Polish our ‘jewel in the crown’

make city shine, says developer
make city shine, says developer

Dale Alcock, a former bricklayer from Kellerberrin in the Wheatbelt, is among WA’s most successful homebuilders and a leading employer of apprentices.

He was the guest speaker at the City of Stirling’s Mayoral Business Breakfast last week.

Mr Alcock discussed his affinity with the City of Stirling and how although he lives in the western suburbs, 15 of his 21 businesses are within the City of Stirling.

‘Increasingly, the City of Stirling is central,’ Mr Alcock said.

‘It is easily accessible. I think as Perth grows, the City of Stirling really does look central to the City of Perth.

However, he expressed how Herdsman needed a ‘dusting off’.

‘It is a jewel in the crown of the City of Stirling.
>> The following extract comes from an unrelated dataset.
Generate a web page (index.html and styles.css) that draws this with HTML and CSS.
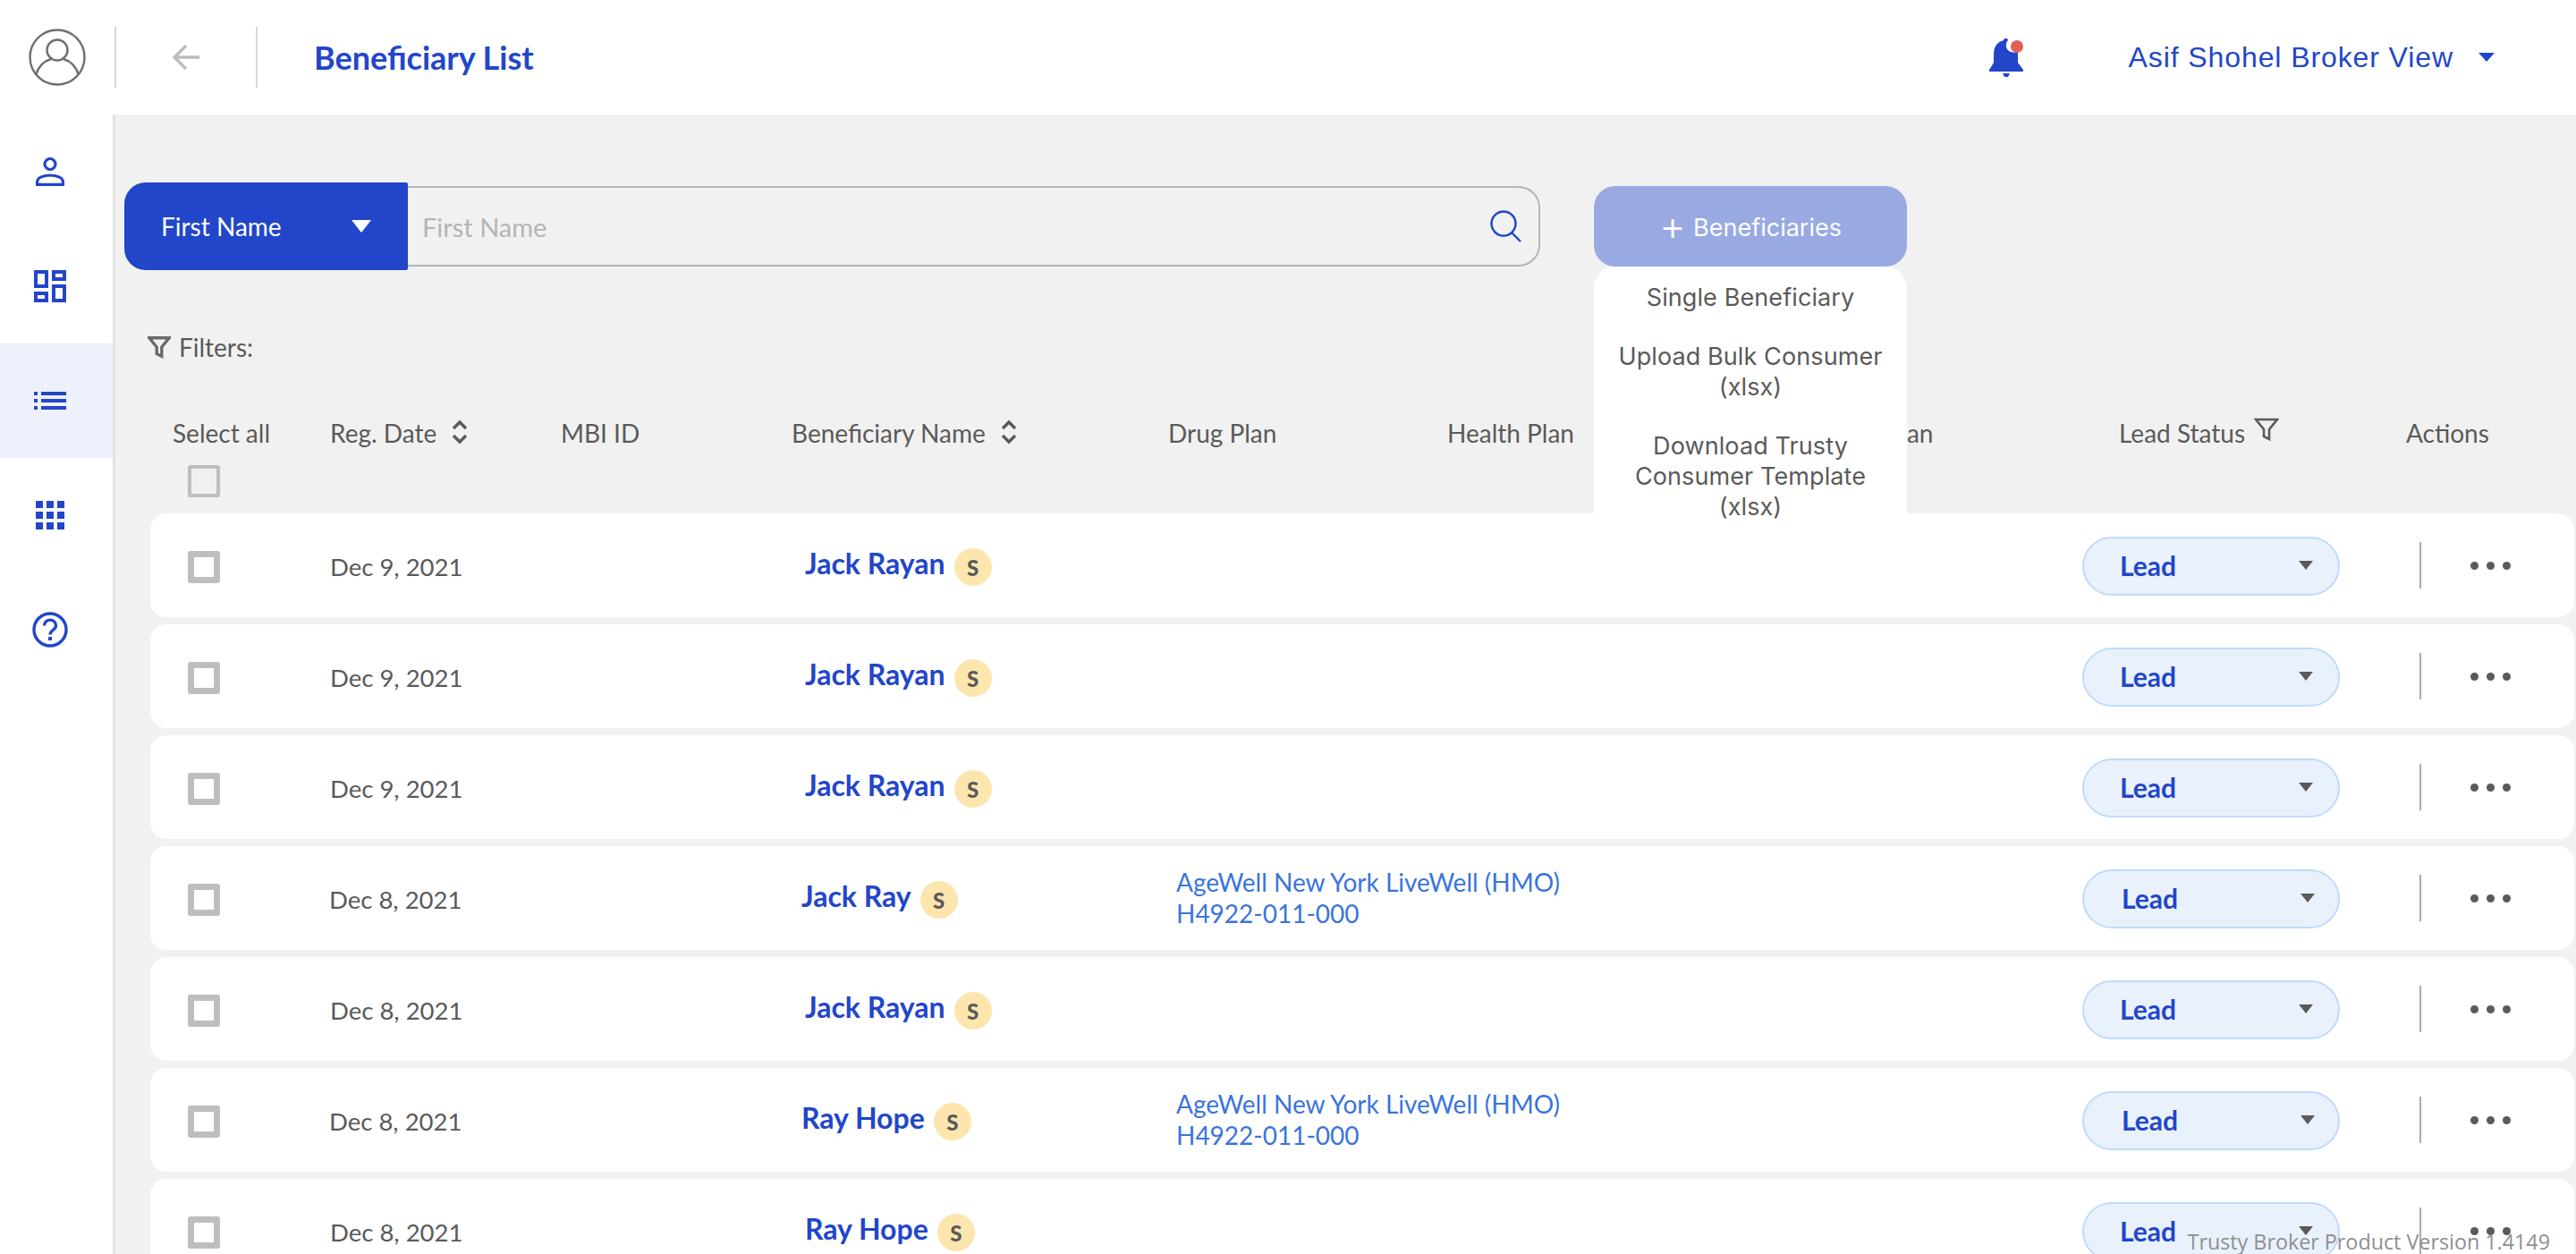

I think there needs to be some reinvesting and focus in that and truly make it shine for what it is and that is an outstanding office precinct.’

The developer then went on to acknowledge the City of Stirling’s approach to residential development.

‘If you look at residential development within the City of Stirling, a lot of the higher density is already here,

‘A lot of the arguments we are having in other authorities, have already occurred in the City and hence we have done a lot of building work within this jurisdiction.’

He congratulated Mayor Giovanni Italiano and Stirling staff for their forward thinking about its new economic tourism and development strategy and online building application initiative, but then asked why other bureaucracies had not adopted the same approach.

Mr Alcock said developers should be seen as major clients of bureaucracies, not as adversaries and a ‘can-do approach’ needed to be adopted.

He explained that he was unashamedly a local government reform advocate and expressed his frustration in dealing with the rules and regulations of 39 individual councils because of a lack of uniformity. ‘Industry is log-jammed,’ Mr Alcock said.

Outside the breakfast, Mr Alcock told the Times it was difficult to see any developmental progress in the western suburbs, mostly because of a noisy minority of individuals.

‘Why couldn’t Stirling Highway be a fantastic boulevard with density?’

He also said offering more affordable housing options in the western suburbs would mean older people could downsize, a more diverse cultural and economic mix of people could move in and generations of families could live in the same suburbs.

‘Different demographics could be brought into some of the mono-cultured, expensive suburbs,’ he said.

‘They (western suburbs) shouldn’t be elitist, but an eclectic mix.

‘If something is possible, let’s look at it with an open mind. As Australians we think we are cool and relaxed, but many of us are actually selfish.’

He said that the cities we travel to and adore are the ones that are diverse and do not comprise a mono-culture.